Your code looks like it should work, but it has lots of extra functionality that is not strictly required. I would cut it down to an absolute minimum and go from there. It's really only a gut feeling, but I think it might be the using statement giving you grief. This enture function could be written (presuming the container already exists) as:
public void UploadToBlob(Stream stream, string BlobContainerName, string fileName,
string contentType)
{
// Setup the connection to Windows Azure Storage
CloudStorageAccount storageAccount = CloudStorageAccount.Parse(GetConnStr());
CloudBlobClient BlobClient = storageAccount.CreateCloudBlobClient();
CloudBlobContainer BlobContainer = BlobClient.GetContainerReference(BlobContainerName);
CloudBlockBlob blob = BlobContainer.GetBlockBlobReference(fileName);
stream.Position = 0;
blob.UploadFromStream(stream);
}
Notes on the stuff that I've removed:
You should set up diagnostics just once when you're app starts, not every time a method is called. Usually in the RoleEntryPoint.OnStart()
I'm not sure why you're trying to set ParallelOperationThreadCount higher if you have more instances. Those two things seem unrelated.

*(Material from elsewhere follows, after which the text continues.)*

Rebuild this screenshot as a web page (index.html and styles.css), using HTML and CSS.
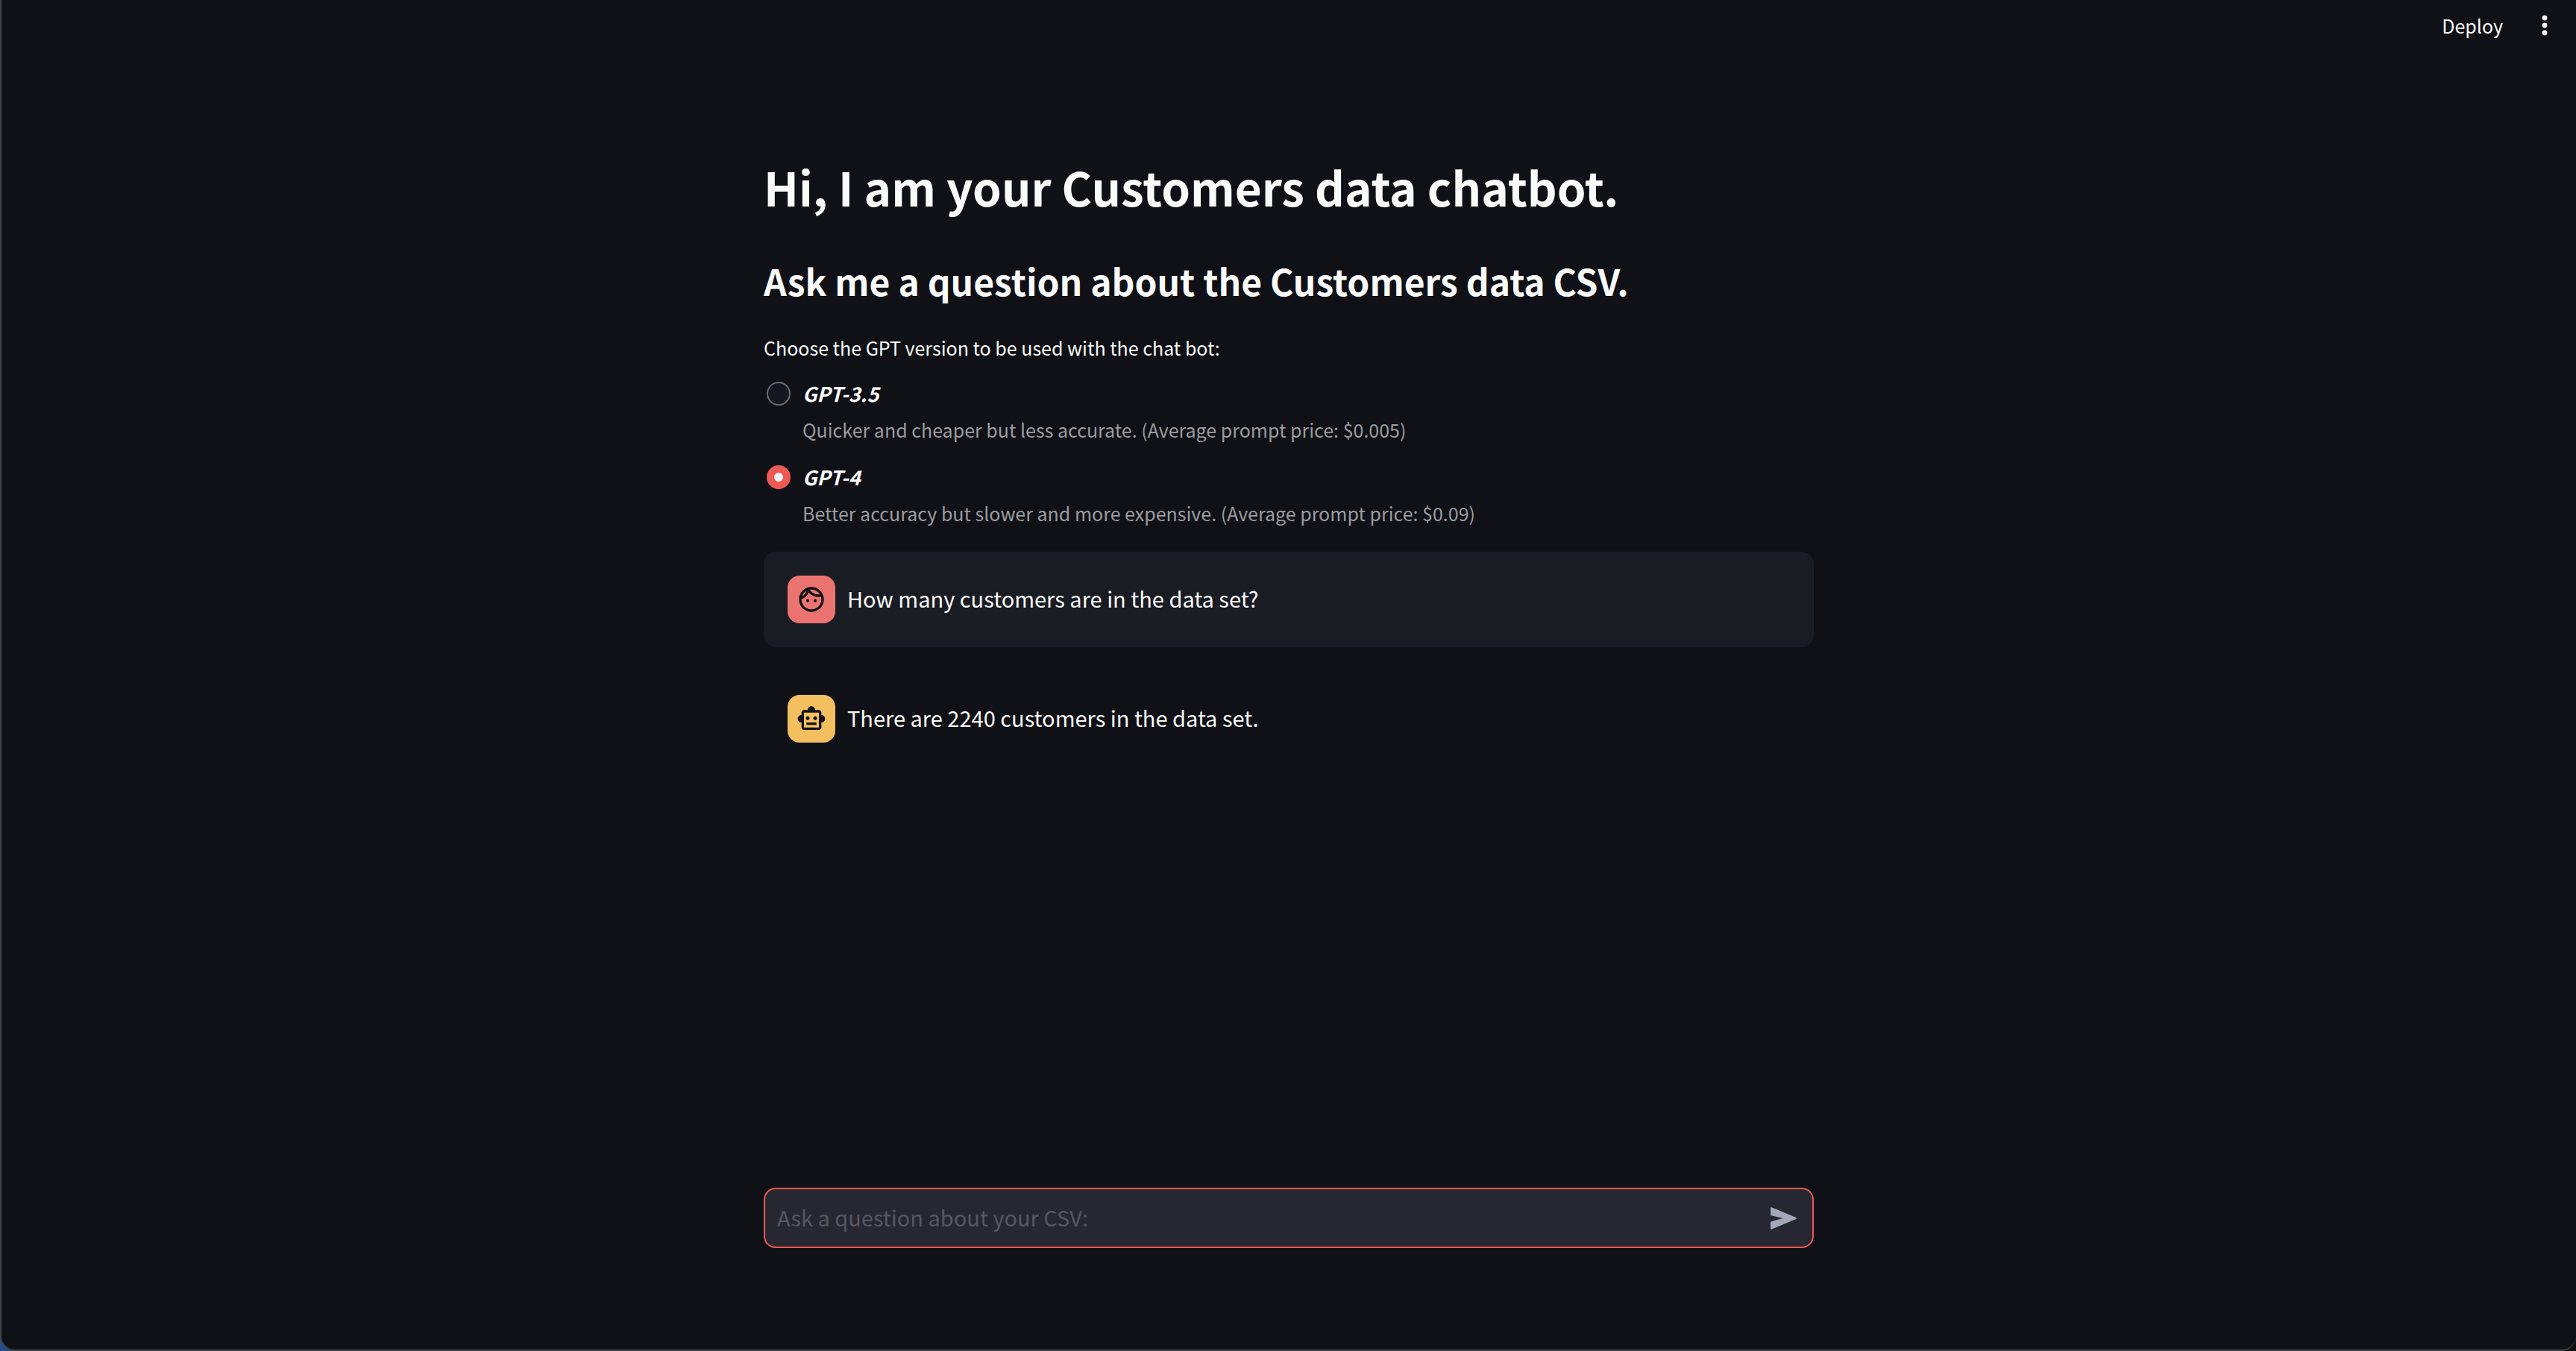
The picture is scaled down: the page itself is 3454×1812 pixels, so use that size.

It's not good form to check for the existence of a container/table every time you save something to it. It's more usual to do that check once when your app starts or to have a process external to the website to make sure all the required containers/tables/queues exist. Of course if you're trying to dynamically create containers this is not true.
The problem turned out to be firewall settings on my laptop. It's my personal laptop originally set up at home and so the firewall rules weren't set up for a corporate environment resulting in slow performance on uploads and downloads.